**Problem statement**
Return all of the data exactly, with nothing left out but the pictures.

---*---

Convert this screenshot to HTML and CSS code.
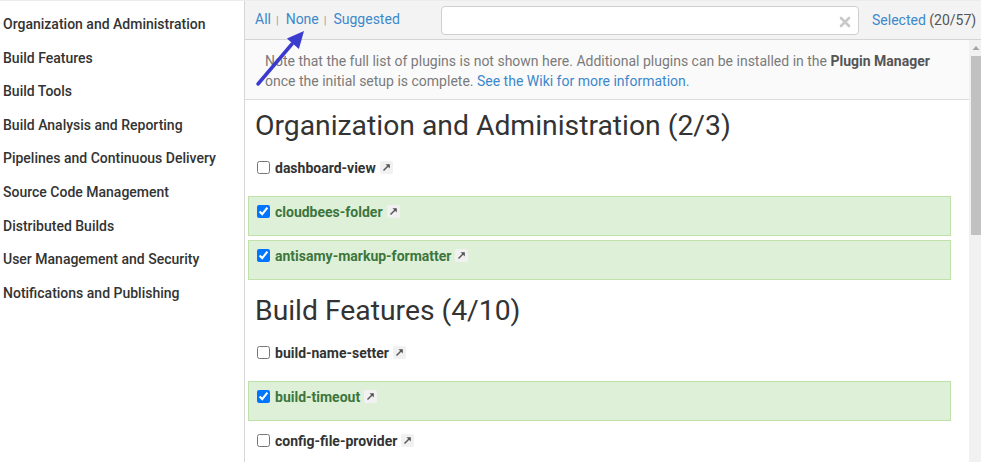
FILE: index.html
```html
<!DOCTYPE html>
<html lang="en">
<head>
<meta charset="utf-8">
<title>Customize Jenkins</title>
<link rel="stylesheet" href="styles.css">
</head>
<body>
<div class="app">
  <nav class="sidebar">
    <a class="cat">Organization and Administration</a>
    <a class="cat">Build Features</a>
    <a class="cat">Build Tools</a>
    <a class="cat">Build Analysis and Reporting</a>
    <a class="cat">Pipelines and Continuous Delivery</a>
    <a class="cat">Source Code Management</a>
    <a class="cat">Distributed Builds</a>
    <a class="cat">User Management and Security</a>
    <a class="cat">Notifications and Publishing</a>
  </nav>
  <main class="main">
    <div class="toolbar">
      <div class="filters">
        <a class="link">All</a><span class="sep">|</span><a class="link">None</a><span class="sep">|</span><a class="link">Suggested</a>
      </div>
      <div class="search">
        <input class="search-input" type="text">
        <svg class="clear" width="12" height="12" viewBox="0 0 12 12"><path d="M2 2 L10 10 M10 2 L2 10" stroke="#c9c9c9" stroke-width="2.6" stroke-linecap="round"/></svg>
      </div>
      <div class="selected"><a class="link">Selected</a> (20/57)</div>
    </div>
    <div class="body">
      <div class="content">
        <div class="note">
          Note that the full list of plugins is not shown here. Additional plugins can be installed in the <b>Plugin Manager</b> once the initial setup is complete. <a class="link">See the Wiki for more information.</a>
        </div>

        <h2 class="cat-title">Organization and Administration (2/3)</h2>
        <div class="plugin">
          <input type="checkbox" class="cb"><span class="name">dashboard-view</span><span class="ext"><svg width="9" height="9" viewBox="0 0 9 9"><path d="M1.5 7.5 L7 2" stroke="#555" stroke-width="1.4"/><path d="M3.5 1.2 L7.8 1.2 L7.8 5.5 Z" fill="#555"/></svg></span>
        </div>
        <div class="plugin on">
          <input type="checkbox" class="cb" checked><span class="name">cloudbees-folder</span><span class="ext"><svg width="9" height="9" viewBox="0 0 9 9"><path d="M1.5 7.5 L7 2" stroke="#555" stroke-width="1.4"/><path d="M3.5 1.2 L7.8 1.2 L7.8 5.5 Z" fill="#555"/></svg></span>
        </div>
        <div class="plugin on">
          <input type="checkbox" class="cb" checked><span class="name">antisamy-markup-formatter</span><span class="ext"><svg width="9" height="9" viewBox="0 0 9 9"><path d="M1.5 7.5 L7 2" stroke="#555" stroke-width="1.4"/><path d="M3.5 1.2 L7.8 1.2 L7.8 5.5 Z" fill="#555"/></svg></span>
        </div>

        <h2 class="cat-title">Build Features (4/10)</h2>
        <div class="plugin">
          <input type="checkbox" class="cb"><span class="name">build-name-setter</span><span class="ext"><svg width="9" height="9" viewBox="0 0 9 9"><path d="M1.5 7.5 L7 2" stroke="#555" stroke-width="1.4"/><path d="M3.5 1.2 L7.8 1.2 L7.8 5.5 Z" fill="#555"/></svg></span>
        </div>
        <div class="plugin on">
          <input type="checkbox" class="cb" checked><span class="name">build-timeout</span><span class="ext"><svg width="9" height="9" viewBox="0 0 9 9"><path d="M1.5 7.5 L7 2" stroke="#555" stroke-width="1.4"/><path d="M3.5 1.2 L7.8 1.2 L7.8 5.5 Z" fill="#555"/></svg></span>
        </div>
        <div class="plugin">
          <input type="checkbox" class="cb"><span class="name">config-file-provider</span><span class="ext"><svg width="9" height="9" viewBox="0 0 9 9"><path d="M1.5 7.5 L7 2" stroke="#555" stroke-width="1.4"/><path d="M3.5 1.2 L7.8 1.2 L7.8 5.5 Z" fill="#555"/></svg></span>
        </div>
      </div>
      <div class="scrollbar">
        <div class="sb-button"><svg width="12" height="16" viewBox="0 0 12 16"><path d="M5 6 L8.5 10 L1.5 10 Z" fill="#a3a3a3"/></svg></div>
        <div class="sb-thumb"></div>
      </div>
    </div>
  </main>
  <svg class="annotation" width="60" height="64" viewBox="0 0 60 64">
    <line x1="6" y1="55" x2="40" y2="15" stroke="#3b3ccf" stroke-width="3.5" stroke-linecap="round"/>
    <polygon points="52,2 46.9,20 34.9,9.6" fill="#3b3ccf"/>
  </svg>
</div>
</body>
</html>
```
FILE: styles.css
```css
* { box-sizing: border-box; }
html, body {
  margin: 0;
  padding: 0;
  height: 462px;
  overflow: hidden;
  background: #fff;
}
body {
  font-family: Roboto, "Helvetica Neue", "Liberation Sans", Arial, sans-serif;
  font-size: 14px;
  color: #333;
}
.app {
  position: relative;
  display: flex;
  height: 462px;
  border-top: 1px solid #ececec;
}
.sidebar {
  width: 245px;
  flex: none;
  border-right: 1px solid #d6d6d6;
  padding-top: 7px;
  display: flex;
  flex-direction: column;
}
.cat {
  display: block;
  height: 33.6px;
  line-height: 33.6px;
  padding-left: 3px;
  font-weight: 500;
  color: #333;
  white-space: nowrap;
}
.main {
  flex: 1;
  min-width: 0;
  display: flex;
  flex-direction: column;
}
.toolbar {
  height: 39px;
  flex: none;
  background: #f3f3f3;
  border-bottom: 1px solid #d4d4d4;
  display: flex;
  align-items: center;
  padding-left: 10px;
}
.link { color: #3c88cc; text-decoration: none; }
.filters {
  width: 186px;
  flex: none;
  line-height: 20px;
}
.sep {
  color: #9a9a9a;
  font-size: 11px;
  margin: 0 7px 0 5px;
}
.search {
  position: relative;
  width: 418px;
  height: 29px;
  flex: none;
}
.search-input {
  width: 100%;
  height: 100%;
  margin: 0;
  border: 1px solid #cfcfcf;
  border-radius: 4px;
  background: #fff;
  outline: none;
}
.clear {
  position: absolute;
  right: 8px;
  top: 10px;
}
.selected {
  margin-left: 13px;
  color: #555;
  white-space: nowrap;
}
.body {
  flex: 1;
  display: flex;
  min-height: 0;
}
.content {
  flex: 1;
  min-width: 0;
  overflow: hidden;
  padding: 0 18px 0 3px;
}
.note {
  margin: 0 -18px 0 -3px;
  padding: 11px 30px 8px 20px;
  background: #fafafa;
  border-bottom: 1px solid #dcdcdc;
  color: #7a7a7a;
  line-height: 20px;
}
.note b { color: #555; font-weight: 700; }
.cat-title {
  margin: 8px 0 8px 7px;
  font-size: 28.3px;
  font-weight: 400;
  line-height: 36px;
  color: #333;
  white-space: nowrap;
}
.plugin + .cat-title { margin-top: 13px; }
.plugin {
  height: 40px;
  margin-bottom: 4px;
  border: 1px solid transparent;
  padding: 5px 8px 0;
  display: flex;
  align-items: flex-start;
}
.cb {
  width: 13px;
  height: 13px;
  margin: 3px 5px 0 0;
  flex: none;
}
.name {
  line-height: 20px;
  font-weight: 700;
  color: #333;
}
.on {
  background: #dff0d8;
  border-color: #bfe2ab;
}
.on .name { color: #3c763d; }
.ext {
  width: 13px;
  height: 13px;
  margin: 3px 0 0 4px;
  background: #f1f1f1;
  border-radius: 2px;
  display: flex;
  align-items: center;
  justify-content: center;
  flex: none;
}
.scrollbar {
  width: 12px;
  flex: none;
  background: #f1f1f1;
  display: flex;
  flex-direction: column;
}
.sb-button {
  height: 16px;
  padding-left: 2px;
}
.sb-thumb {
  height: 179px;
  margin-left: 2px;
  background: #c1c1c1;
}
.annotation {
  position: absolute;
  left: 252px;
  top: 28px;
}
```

---*---

**The response**
Convert this screenshot to HTML and CSS code.
FILE: index.html
```html
<!DOCTYPE html>
<html lang="en">
<head>
<meta charset="utf-8">
<title>Customize Jenkins</title>
<link rel="stylesheet" href="styles.css">
</head>
<body>
<div class="app">
  <nav class="sidebar">
    <a class="cat">Organization and Administration</a>
    <a class="cat">Build Features</a>
    <a class="cat">Build Tools</a>
    <a class="cat">Build Analysis and Reporting</a>
    <a class="cat">Pipelines and Continuous Delivery</a>
    <a class="cat">Source Code Management</a>
    <a class="cat">Distributed Builds</a>
    <a class="cat">User Management and Security</a>
    <a class="cat">Notifications and Publishing</a>
  </nav>
  <main class="main">
    <div class="toolbar">
      <div class="filters">
        <a class="link">All</a><span class="sep">|</span><a class="link">None</a><span class="sep">|</span><a class="link">Suggested</a>
      </div>
      <div class="search">
        <input class="search-input" type="text">
        <svg class="clear" width="12" height="12" viewBox="0 0 12 12"><path d="M2 2 L10 10 M10 2 L2 10" stroke="#c9c9c9" stroke-width="2.6" stroke-linecap="round"/></svg>
      </div>
      <div class="selected"><a class="link">Selected</a> (20/57)</div>
    </div>
    <div class="body">
      <div class="content">
        <div class="note">
          Note that the full list of plugins is not shown here. Additional plugins can be installed in the <b>Plugin Manager</b> once the initial setup is complete. <a class="link">See the Wiki for more information.</a>
        </div>

        <h2 class="cat-title">Organization and Administration (2/3)</h2>
        <div class="plugin">
          <input type="checkbox" class="cb"><span class="name">dashboard-view</span><span class="ext"><svg width="9" height="9" viewBox="0 0 9 9"><path d="M1.5 7.5 L7 2" stroke="#555" stroke-width="1.4"/><path d="M3.5 1.2 L7.8 1.2 L7.8 5.5 Z" fill="#555"/></svg></span>
        </div>
        <div class="plugin on">
          <input type="checkbox" class="cb" checked><span class="name">cloudbees-folder</span><span class="ext"><svg width="9" height="9" viewBox="0 0 9 9"><path d="M1.5 7.5 L7 2" stroke="#555" stroke-width="1.4"/><path d="M3.5 1.2 L7.8 1.2 L7.8 5.5 Z" fill="#555"/></svg></span>
        </div>
        <div class="plugin on">
          <input type="checkbox" class="cb" checked><span class="name">antisamy-markup-formatter</span><span class="ext"><svg width="9" height="9" viewBox="0 0 9 9"><path d="M1.5 7.5 L7 2" stroke="#555" stroke-width="1.4"/><path d="M3.5 1.2 L7.8 1.2 L7.8 5.5 Z" fill="#555"/></svg></span>
        </div>

        <h2 class="cat-title">Build Features (4/10)</h2>
        <div class="plugin">
          <input type="checkbox" class="cb"><span class="name">build-name-setter</span><span class="ext"><svg width="9" height="9" viewBox="0 0 9 9"><path d="M1.5 7.5 L7 2" stroke="#555" stroke-width="1.4"/><path d="M3.5 1.2 L7.8 1.2 L7.8 5.5 Z" fill="#555"/></svg></span>
        </div>
        <div class="plugin on">
          <input type="checkbox" class="cb" checked><span class="name">build-timeout</span><span class="ext"><svg width="9" height="9" viewBox="0 0 9 9"><path d="M1.5 7.5 L7 2" stroke="#555" stroke-width="1.4"/><path d="M3.5 1.2 L7.8 1.2 L7.8 5.5 Z" fill="#555"/></svg></span>
        </div>
        <div class="plugin">
          <input type="checkbox" class="cb"><span class="name">config-file-provider</span><span class="ext"><svg width="9" height="9" viewBox="0 0 9 9"><path d="M1.5 7.5 L7 2" stroke="#555" stroke-width="1.4"/><path d="M3.5 1.2 L7.8 1.2 L7.8 5.5 Z" fill="#555"/></svg></span>
        </div>
      </div>
      <div class="scrollbar">
        <div class="sb-button"><svg width="12" height="16" viewBox="0 0 12 16"><path d="M5 6 L8.5 10 L1.5 10 Z" fill="#a3a3a3"/></svg></div>
        <div class="sb-thumb"></div>
      </div>
    </div>
  </main>
  <svg class="annotation" width="60" height="64" viewBox="0 0 60 64">
    <line x1="6" y1="55" x2="40" y2="15" stroke="#3b3ccf" stroke-width="3.5" stroke-linecap="round"/>
    <polygon points="52,2 46.9,20 34.9,9.6" fill="#3b3ccf"/>
  </svg>
</div>
</body>
</html>
```
FILE: styles.css
```css
* { box-sizing: border-box; }
html, body {
  margin: 0;
  padding: 0;
  height: 462px;
  overflow: hidden;
  background: #fff;
}
body {
  font-family: Roboto, "Helvetica Neue", "Liberation Sans", Arial, sans-serif;
  font-size: 14px;
  color: #333;
}
.app {
  position: relative;
  display: flex;
  height: 462px;
  border-top: 1px solid #ececec;
}
.sidebar {
  width: 245px;
  flex: none;
  border-right: 1px solid #d6d6d6;
  padding-top: 7px;
  display: flex;
  flex-direction: column;
}
.cat {
  display: block;
  height: 33.6px;
  line-height: 33.6px;
  padding-left: 3px;
  font-weight: 500;
  color: #333;
  white-space: nowrap;
}
.main {
  flex: 1;
  min-width: 0;
  display: flex;
  flex-direction: column;
}
.toolbar {
  height: 39px;
  flex: none;
  background: #f3f3f3;
  border-bottom: 1px solid #d4d4d4;
  display: flex;
  align-items: center;
  padding-left: 10px;
}
.link { color: #3c88cc; text-decoration: none; }
.filters {
  width: 186px;
  flex: none;
  line-height: 20px;
}
.sep {
  color: #9a9a9a;
  font-size: 11px;
  margin: 0 7px 0 5px;
}
.search {
  position: relative;
  width: 418px;
  height: 29px;
  flex: none;
}
.search-input {
  width: 100%;
  height: 100%;
  margin: 0;
  border: 1px solid #cfcfcf;
  border-radius: 4px;
  background: #fff;
  outline: none;
}
.clear {
  position: absolute;
  right: 8px;
  top: 10px;
}
.selected {
  margin-left: 13px;
  color: #555;
  white-space: nowrap;
}
.body {
  flex: 1;
  display: flex;
  min-height: 0;
}
.content {
  flex: 1;
  min-width: 0;
  overflow: hidden;
  padding: 0 18px 0 3px;
}
.note {
  margin: 0 -18px 0 -3px;
  padding: 11px 30px 8px 20px;
  background: #fafafa;
  border-bottom: 1px solid #dcdcdc;
  color: #7a7a7a;
  line-height: 20px;
}
.note b { color: #555; font-weight: 700; }
.cat-title {
  margin: 8px 0 8px 7px;
  font-size: 28.3px;
  font-weight: 400;
  line-height: 36px;
  color: #333;
  white-space: nowrap;
}
.plugin + .cat-title { margin-top: 13px; }
.plugin {
  height: 40px;
  margin-bottom: 4px;
  border: 1px solid transparent;
  padding: 5px 8px 0;
  display: flex;
  align-items: flex-start;
}
.cb {
  width: 13px;
  height: 13px;
  margin: 3px 5px 0 0;
  flex: none;
}
.name {
  line-height: 20px;
  font-weight: 700;
  color: #333;
}
.on {
  background: #dff0d8;
  border-color: #bfe2ab;
}
.on .name { color: #3c763d; }
.ext {
  width: 13px;
  height: 13px;
  margin: 3px 0 0 4px;
  background: #f1f1f1;
  border-radius: 2px;
  display: flex;
  align-items: center;
  justify-content: center;
  flex: none;
}
.scrollbar {
  width: 12px;
  flex: none;
  background: #f1f1f1;
  display: flex;
  flex-direction: column;
}
.sb-button {
  height: 16px;
  padding-left: 2px;
}
.sb-thumb {
  height: 179px;
  margin-left: 2px;
  background: #c1c1c1;
}
.annotation {
  position: absolute;
  left: 252px;
  top: 28px;
}
```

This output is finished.